CRISE

O que se sabe sobre o golpe de Estado em Mianmar

Os militares estão há semanas denunciando fraude eleitoral nas eleições legislativas de novembro, vencidas por ampla maioria pela Liga Nacional para a Democracia

O Exército birmanês deu um golpe de Estado nesta segunda-feira (1o), depois de anos de poder compartilhado entre o governo civil de Aung San Suu Kyi e os militares, ainda muito poderosos no país.

Nas primeiras horas desta segunda-feira, o Exército prendeu a nobel da Paz Aung San Suu Kyi e o presidente Win Myint. Declarou o estado de exceção por um ano e colocou generais em cargos-chave.

Os militares estão há semanas denunciando fraude eleitoral nas eleições legislativas de novembro, vencidas por ampla maioria pela Liga Nacional para a Democracia (LND), o partido de Aung San Suu Kyi.

A seguir, o que sabemos até o momento:

- Como a crise começou? -


O Exército alega há semanas que houve irregularidades nas eleições gerais de novembro passado, as segundas desde o fim da ditadura militar em 2011.

Foram vencidas de forma esmagadora pela Liga Nacional para a Democracia, que já estava no poder.

A LND obteve 83% das 476 cadeiras no Parlamento, mas o Exército afirma ter descoberto 10 milhões de casos de fraude eleitoral e pediu à comissão para publicar as listas eleitorais para verificá-las, o que não foi feito.

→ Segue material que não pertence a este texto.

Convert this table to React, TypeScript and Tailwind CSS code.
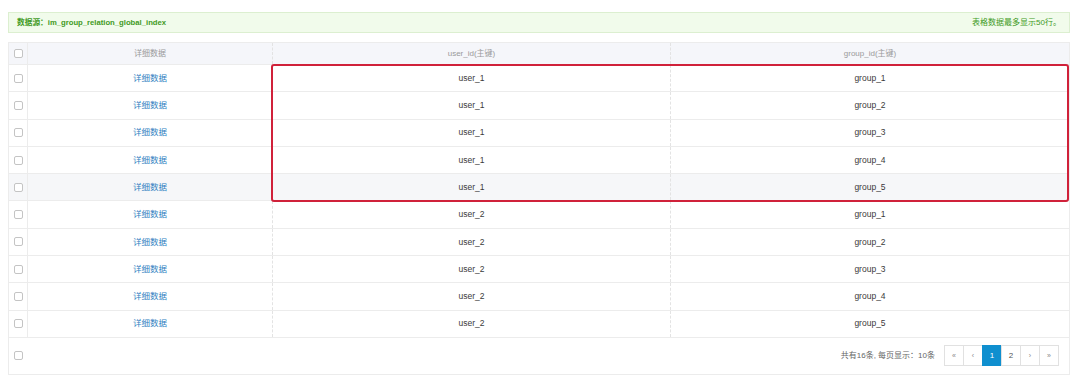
import React from 'react'

const rows = [
  ['user_1', 'group_1'],
  ['user_1', 'group_2'],
  ['user_1', 'group_3'],
  ['user_1', 'group_4'],
  ['user_1', 'group_5'],
  ['user_2', 'group_1'],
  ['user_2', 'group_2'],
  ['user_2', 'group_3'],
  ['user_2', 'group_4'],
  ['user_2', 'group_5'],
]

function Box() {
  return <span className="inline-block w-[9px] h-[9px] rounded-[2px] border border-[#c4c4c4] bg-white" />
}

export default function App() {
  return (
    <div
      className="w-[1080px] h-[385px] bg-white pt-[12px] pl-[8px] pr-[10px] text-[#3a3a3a]"
      style={{ fontFamily: '"Liberation Sans", "Noto Sans CJK SC", sans-serif' }}
    >
      <div className="flex items-center justify-between h-[21px] bg-[#f1fbeb] border border-[#dcefd0] px-[8px] text-[7.7px] font-bold text-[#3f9a24]">
        <span>数据源：im_group_relation_global_index</span>
        <span className="font-normal text-[8px]">表格数据最多显示50行。</span>
      </div>

      <div className="relative mt-[9px] w-[1062px] border border-[#ececec]">
        <div className="grid grid-cols-[19px_245px_398px_1fr] h-[22px] bg-[#f5f6fa] text-[8px] text-[#9a9a9a] border-b border-[#ececec]">
          <div className="flex items-center justify-center border-r border-[#ececec]"><Box /></div>
          <div className="flex items-center justify-center border-r border-dashed border-[#e3e3e3]">详细数据</div>
          <div className="flex items-center justify-center border-r border-dashed border-[#e3e3e3]">user_id(主键)</div>
          <div className="flex items-center justify-center">group_id(主键)</div>
        </div>

        {rows.map(([u, g], i) => (
          <div
            key={i}
            className={
              'grid grid-cols-[19px_245px_398px_1fr] h-[27.3px] text-[8.5px] border-b border-[#ececec] ' +
              (i === 4 ? 'bg-[#f6f7f9]' : 'bg-white')
            }
          >
            <div className="flex items-center justify-center border-r border-[#ececec]"><Box /></div>
            <div className="flex items-center justify-center border-r border-dashed border-[#e3e3e3] text-[#2f7fc1]">详细数据</div>
            <div className="flex items-center justify-center border-r border-dashed border-[#e3e3e3]">{u}</div>
            <div className="flex items-center justify-center">{g}</div>
          </div>
        ))}

        <div className="flex items-center h-[36px] pl-[5px] pr-[10px]">
          <Box />
          <span className="ml-auto text-[8px] text-[#666]">共有16条, 每页显示：10条</span>
          <div className="ml-[9px] flex text-[7px] text-[#888]">
            {['«', '‹', '1', '2', '›', '»'].map((t, i) => (
              <span
                key={i}
                className={
                  'flex items-center justify-center w-[20px] h-[21px] border -ml-px first:ml-0 ' +
                  (t === '1'
                    ? 'bg-[#0f8fcf] border-[#0f8fcf] text-white text-[8px]'
                    : t === '2'
                    ? 'border-[#e1e1e1] text-[#555] text-[8px]'
                    : 'border-[#e1e1e1]')
                }
              >
                {t}
              </span>
            ))}
          </div>
        </div>

        <div className="absolute left-[262px] top-[21px] w-[798px] h-[138px] border-2 border-[#d0213a] rounded-[3px] pointer-events-none" />
      </div>
    </div>
  )
}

Na terça-feira, em coletiva de imprensa, o porta-voz do Exército não descartou que os militares tomariam o controle do país.

Os temores aumentaram ainda mais na quarta-feira, depois que o chefe do Exército, o general Min Aung Hlaing, sem dúvida o homem mais poderoso de Mianmar, disse que a Constituição poderia ser "revogada" sob certas circunstâncias.

- E agora? -


O Exército declarou o estado de exceção por um ano e prometeu a realização de eleições "pluralistas, livres e igualitárias" quando acabar este período. Enquanto isso, generais ocuparam os principais cargos.

Myint Swe, que liderava o poderoso comando militar de Yangun e atual vice-presidente de Mianmar, se tornou presidente interino por um ano, um cargo principalmente honorário.

O controle "legislativo, administrativo e judicial" está nas mãos de Min Aung Hlaing, que agora concentra quase todos os poderes.

Este golpe, condenado pela comunidade internacional, não é o primeiro: desde sua independência em 1948, Mianmar foi governada por regimes militares durante quase 50 anos. Já houve dois golpes de Estado, em 1962 e 1988.

- Como a população vai reagir? -


Aung San Suu Kyi, muito criticada em nível internacional pela sua gestão da crise dos muçulmanos rohingyas (centenas de milhares deles fugiram da violência do Exército em 2017 e se refugiaram no vizinho Bangladesh), ainda é venerada por uma maioria dos birmaneses.

Pressentindo o golpe militar, Aung San Suu Kyi deixou uma mensagem para a população, pedindo que "não aceite" a tomada do poder por parte dos militares.

- O que diz a Constituição? -
A Constituição atual foi elaborada em 2008 pela junta, antes de ceder progressivamente o poder aos civis três anos depois.

Concede ao Exército o controle de três ministérios importantes: Interior, Defesa e Assuntos Fronteiriços, o que garante que a instituição continue influenciando na política.

É, portanto, um texto polêmico. O cientista político Khin Zaw Win a descreve como "profundamente impopular".

O governo de Aung San Suu Kyi tentou alterá-lo desde que ganhou as eleições de 2015, mas não obteve muito sucesso. Por conta disso, os observadores acompanham de perto os recentes comentários de Min Aung Hlaing sobre sua revogação.

O texto também contém um artigo que proíbe os cidadãos casados com estrangeiros de se tornarem presidentes, o que, segundo os analistas, foi implementado para impedir que Aung San Suu Kyi, casada com um britânico, ocupasse o cargo.

A "Dama de Yangun" assumiu o papel de "conselheira de Estado", um cargo a partir do qual ela dirigia de fato o governo.

O Exército fez todo o possível para impedir a chegada da Nobel ao poder, mas não previu esta "falha", segundo o cientista político Soe Myint Aung. Os militares estão muito indignados por "terem perdido um controle significativo sobre o processo político", declarou à AFP.